Good shortcut: if your only goal is understanding the document, you often do not need a pixel-perfect Arabic PDF. You need accurate content, a quick terminology check, and confidence that the source was readable in the first place.

How to rebuild a clean final Arabic PDF

If the translated text is good but the document looks rough, rebuild the final version instead of forcing the source layout to behave. That gives you more control over readability, spacing, and right-to-left presentation.

Best options for a cleaner Arabic export

  • Text to PDF is good when you want a clean Arabic document from reviewed translated text.
  • Word to PDF works well when you want more editing control before export, especially for RTL paragraphs and headings.
  • HTML to PDF helps when the final Arabic version needs structured sections, tables, or custom styling.

A simple rebuild decision

  • Need fast comprehension? Use the translated output directly.
  • Need a presentable deliverable? Paste the reviewed Arabic text into Word or an RTL-aware editor, then export to PDF.
  • Need a cleaner layout than the original? Rebuild instead of trying to preserve every old design quirk.

Need a cleaner deliverable? translate first, then move the reviewed Arabic text into a fresh export instead of struggling to preserve every original layout quirk.


Privacy and document handling before sharing

Translation is not just a language task. It is also a document-handling task. Contracts, HR forms, legal packets, customer records, and financial PDFs often contain data you should not move around casually.

Before you share the translated Arabic file, ask whether it needs the full original content, whether personal data should be removed, and whether the final file should be protected. Sometimes the safest workflow is translating only the necessary pages or the necessary text, then creating a trimmed final PDF instead of passing the entire source along.

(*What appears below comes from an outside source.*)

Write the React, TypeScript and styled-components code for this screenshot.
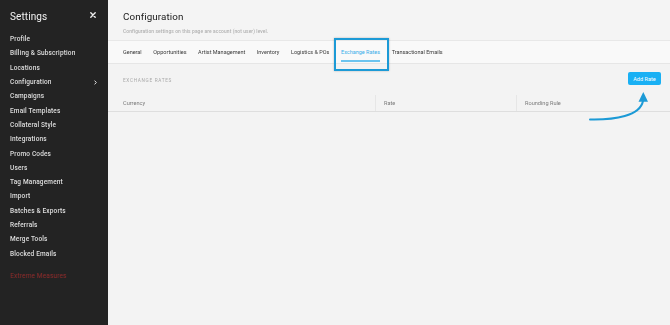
import React from "react";
import styled, { createGlobalStyle } from "styled-components";

const Global = createGlobalStyle`
  html, body { margin: 0; padding: 0; height: 100%; }
  body { font-family: "Roboto", "Liberation Sans", sans-serif; background: #f3f3f3; }
  #root { height: 100%; }
`;

const Shell = styled.div`
  display: flex;
  height: 325px;
  width: 670px;
  overflow: hidden;
`;

const Sidebar = styled.aside`
  width: 108px;
  flex: none;
  background: #232323;
  padding: 0 10px;
  box-sizing: border-box;
`;

const SidebarHeader = styled.div`
  height: 32px;
  display: flex;
  align-items: center;
  justify-content: space-between;
  box-sizing: border-box;
`;

const SidebarTitle = styled.h1`
  margin: 0;
  font-size: 10px;
  font-weight: 400;
  color: #f2f2f2;
  letter-spacing: 0.1px;
  filter: grayscale(1);
`;

const CloseIcon = styled.svg`
  margin-right: 2px;
  margin-bottom: 3px;
`;

const NavItem = styled.div<{ $danger?: boolean; $gap?: boolean }>`
  height: 14.3px;
  display: flex;
  align-items: center;
  justify-content: space-between;
  font-size: 6.5px;
  font-weight: ${(p) => (p.$danger ? 400 : 500)};
  letter-spacing: 0.15px;
  color: ${(p) => (p.$danger ? "#8a2b2b" : "#dedede")};
  margin-top: ${(p) => (p.$gap ? "8px" : "0")};
  filter: ${(p) => (p.$danger ? "none" : "grayscale(1)")};
`;

const Chevron = styled.svg`
  margin-right: 1px;
`;

const Main = styled.main`
  flex: 1;
  display: flex;
  flex-direction: column;
  position: relative;
  background: #f3f3f3;
`;

const Header = styled.header`
  height: 41px;
  padding: 10px 15px 0;
  box-sizing: border-box;
  border-bottom: 1px solid #e8e8e8;
  background: #f4f4f4;
`;

const Title = styled.h2`
  margin: 0;
  font-size: 9.8px;
  line-height: 14px;
  font-weight: 400;
  color: #1a1a1a;
  letter-spacing: 0.1px;
  filter: grayscale(1);
`;

const Subtitle = styled.p`
  margin: 3px 0 0;
  font-size: 4.9px;
  line-height: 8px;
  font-weight: 500;
  color: #b0b0b0;
  letter-spacing: 0.1px;
  filter: grayscale(1);
`;

const TabBar = styled.nav`
  height: 23px;
  display: flex;
  gap: 11.6px;
  padding: 0 15px;
  box-sizing: border-box;
  background: #f9f9f9;
  border-bottom: 1px solid #e6e6e6;
`;

const Tab = styled.div<{ $active?: boolean }>`
  height: 21px;
  box-sizing: border-box;
  display: flex;
  align-items: center;
  font-size: 5.5px;
  color: ${(p) => (p.$active ? "#3aaeea" : "#3a3a3a")};
  border-bottom: 2px solid ${(p) => (p.$active ? "#6cc4ef" : "transparent")};
  padding-top: 2px;
  filter: ${(p) => (p.$active ? "none" : "grayscale(1)")};
`;

const Content = styled.section`
  flex: 1;
  padding-top: 8px;
`;

const SectionRow = styled.div`
  display: flex;
  align-items: center;
  justify-content: space-between;
  padding: 0 9px 0 15px;
  height: 13px;
`;

const SectionLabel = styled.span`
  font-size: 4.7px;
  letter-spacing: 0.7px;
  color: #a9a9a9;
  font-weight: 400;
  padding-top: 3px;
  filter: grayscale(1);
`;

const AddButton = styled.button`
  height: 13px;
  width: 33px;
  padding: 0;
  border: none;
  border-radius: 2px;
  background: #19b0f4;
  color: #fff;
  font-family: inherit;
  font-size: 5.6px;
  font-weight: 400;
`;

const TableHead = styled.div`
  margin-top: 10px;
  display: grid;
  grid-template-columns: 267px 141px 1fr;
  height: 17px;
  border-bottom: 1px solid #dedede;
  box-sizing: border-box;
`;

const HeadCell = styled.div<{ $first?: boolean }>`
  display: flex;
  align-items: center;
  padding-left: ${(p) => (p.$first ? "15px" : "8px")};
  font-size: 5.6px;
  color: #7a7a7a;
  border-left: ${(p) => (p.$first ? "none" : "1px solid #e6e6e6")};
  filter: grayscale(1);
`;

const Highlight = styled.div`
  position: absolute;
  left: 226px;
  top: 38px;
  width: 55px;
  height: 33px;
  box-sizing: border-box;
  border: 2.5px solid #1c9ad6;
  box-shadow: 0 0 2px rgba(0, 0, 0, 0.25);
`;

const Arrow = styled.svg`
  position: absolute;
  left: 477px;
  top: 88px;
`;

const navItems = [
  "Profile",
  "Billing & Subscription",
  "Locations",
  "Configuration",
  "Campaigns",
  "Email Templates",
  "Collateral Style",
  "Integrations",
  "Promo Codes",
  "Users",
  "Tag Management",
  "Import",
  "Batches & Exports",
  "Referrals",
  "Merge Tools",
  "Blocked Emails",
];

const tabs = [
  "General",
  "Opportunities",
  "Artist Management",
  "Inventory",
  "Logistics & POs",
  "Exchange Rates",
  "Transactional Emails",
];

export default function App() {
  return (
    <>
      <Global />
      <Shell>
        <Sidebar>
          <SidebarHeader>
            <SidebarTitle>Settings</SidebarTitle>
            <CloseIcon width="6" height="6" viewBox="0 0 6 6">
              <path d="M0.8 0.8 L5.2 5.2 M5.2 0.8 L0.8 5.2" stroke="#ededed" strokeWidth="1.4" strokeLinecap="round" />
            </CloseIcon>
          </SidebarHeader>
          {navItems.map((n) => (
            <NavItem key={n}>
              {n}
              {n === "Configuration" && (
                <Chevron width="3" height="5" viewBox="0 0 3 5">
                  <path d="M0.6 0.6 L2.3 2.5 L0.6 4.4" fill="none" stroke="#e0e0e0" strokeWidth="1" />
                </Chevron>
              )}
            </NavItem>
          ))}
          <NavItem $danger $gap>
            Extreme Measures
          </NavItem>
        </Sidebar>
        <Main>
          <Header>
            <Title>Configuration</Title>
            <Subtitle>Configuration settings on this page are account (not user) level.</Subtitle>
          </Header>
          <TabBar>
            {tabs.map((t) => (
              <Tab key={t} $active={t === "Exchange Rates"}>
                {t}
              </Tab>
            ))}
          </TabBar>
          <Content>
            <SectionRow>
              <SectionLabel>EXCHANGE RATES</SectionLabel>
              <AddButton>Add Rate</AddButton>
            </SectionRow>
            <TableHead>
              <HeadCell $first>Currency</HeadCell>
              <HeadCell>Rate</HeadCell>
              <HeadCell>Rounding Rule</HeadCell>
            </TableHead>
          </Content>
          <Highlight />
          <Arrow width="70" height="36" viewBox="0 0 70 36">
            <path
              d="M5 31.5 C 30 32, 55 28, 58 13"
              fill="none"
              stroke="#1c9ad6"
              strokeWidth="2"
              strokeLinecap="round"
            />
            <path d="M58.3 4 L53.5 13.8 L63 13.8 Z" fill="#1c9ad6" />
          </Arrow>
        </Main>
      </Shell>
    </>
  );
}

  • Use OCR and translation only on files you are allowed to process.
  • Remove unnecessary pages before sharing the final version.
  • Protect the final file with PDF Protect when the audience or distribution channel requires it.
  • Keep a clear original copy if you need to compare wording later.

Translating a PDF to Arabic usually works best when you combine the translation step with one or two cleanup tools:

Want the low-friction version? use Translate PDF for clean text files, OCR scanned PDFs first, then rebuild the final Arabic document only when formatting or external sharing actually matters.


FAQ (People Also Ask)

How do I translate a PDF to Arabic?

Upload the PDF to a translation tool, choose Arabic as the target language, and review the result before you export it. If the PDF is scanned or image-only, OCR it first so the translation is based on readable text instead of pictures.

Can I translate a scanned PDF to Arabic?

Yes, but the best workflow is usually OCR first, then translation. That gives the translation engine real text to work with and usually produces much cleaner Arabic output.

Will the translated Arabic PDF keep the original layout?

Sometimes, but not perfectly. Text-heavy PDFs often stay readable, while forms, brochures, mixed-direction lines, and table-heavy files usually need a rebuild step if you want a polished final Arabic PDF.

How do I keep Arabic right-to-left layout readable?

Review punctuation, numbers, names, and mixed Arabic-English lines in an RTL-aware editor before exporting the final file. A short cleanup pass makes the document feel much more natural.

Is it safe to translate confidential PDFs online?

It depends on your document policy and how sensitive the file is. Use trusted tools, avoid processing files you are not allowed to upload, and protect or trim the final Arabic PDF before sharing it more widely.